Many people responded to the email, and slowly but surely a botanical society began to take shape. I had pitched my idea earlier to Malmö Stads city planners in charge of the Sorgenfri neighborhood. Sorgenfri has been an industrial area from the end of the 19th century until the 1990s, with activities such as leather tannery, pharmaceutical industry, dry cleaning and a paint factory. Today, they are in the process of transforming it into a residential area. It's an exciting place where anything can happen: a bus garage has been transformed into an art academy, and monumental buildings shoot out of the ground overnight. The city planners liked the idea, and gave us a construction budget and a place for us to carry out the project. The place is called Spiggans Plats (named after “spigga” as they used to call Malmö's trams) and is located between Industrigatan and Spårvägen, about 150 metres away from the Art Academy.

Construction began in the spring.

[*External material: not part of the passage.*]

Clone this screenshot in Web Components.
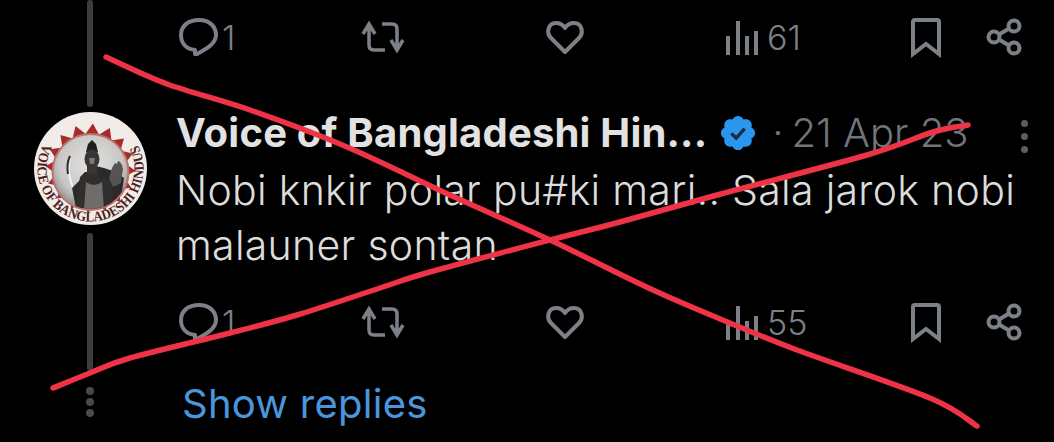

NCC helped by draining the soil, laying new gravel and preparing some cultivation areas. Our group continued the work in May, by setting up a number of pallet collars. Dead plants that we received from the local cemetery formed the basis of the boxes. We then filled them up with soil. A stage was built in the middle of the garden, and a little later, an information sign was also added.

Since Sweden has relatively short summers, you want the plants to start sprouting as early as possible in the year. Already in March, we distributed small pots, soil and seeds among the group, and each of us then germinated plants in our studios. In this way we could work together at a distance, until it was warm enough to work as a group in the physical garden. The northern studios with their attractive cool light, proved to be the worst for cultivation because the plants need strong sun to grow. Thrips and gnats were also persistent problems, but we still managed to get a bunch of plants out when the risk of frost was over. We sowed the remaining seeds in the plein air.

The dye garden with woad, indigo, and other plants.

The plants that can be seen in Sorgenfri's botanical garden come from different places. Some seeds have been shipped from Impecta Fröhandel in Julita. Other plants, such as the artichokes, broad beans and wormwood, are a donation from my allotment garden in Bulltofta. We also have a collection of shrubs from Denmark, and indigo plants from the artist Sigrid Holmwood, as well as squash that has been grown in a closet near Möllevångstorget.

Cigarette butts appear like slugs in the urban garden.
We divided the garden into five different parts for the sake of clarity: at the top is a vegetable garden with edible crops, a herb garden with useful and medicinal herbs, and a flower land that enlivens the garden with color and benefits the insect kingdom. In the middle of the garden we have a soil area where we collect “local flora”, i.e. plants and weeds that we have found in the nearby area and transplanted to the garden. Many of the plants we collect carry a history that extends far back. We are also interested in seeing what happens when you take weeds that are able to grow in gravel or between paving stones, and plant them in well-fertilized soil with good access to water. And lastly, at the bottom of the garden we find an area with dye plants such as weeds, indigo, wormwood, thistle and vine. We will produce dyes and pigments from these plants in the next few weeks.

Over time, our different plant categories have more and more overlapped. For example, the marigold is first and foremost a decorative flower, but you can also eat it or produce warm dyes from it. Another example is the parsnip that we found growing wild in an empty lot nearby. The parsnip can be classified both as a herb, root vegetable and weed. In the dye garden, weeds and fungi have begun to grow. But instead of cleaning them away, we attempt to make paint out of them too.

In the summer of 2022, we will pack up our garden to leave room for a permanent square that Malmö Stad will construct on Spiggans Plats. But I believe that there are still good chances for Sorgenfri's botanical garden to live on. Maybe as a garden in one of many other "gaps" in Malmö, or maybe as a nomadic seed bank?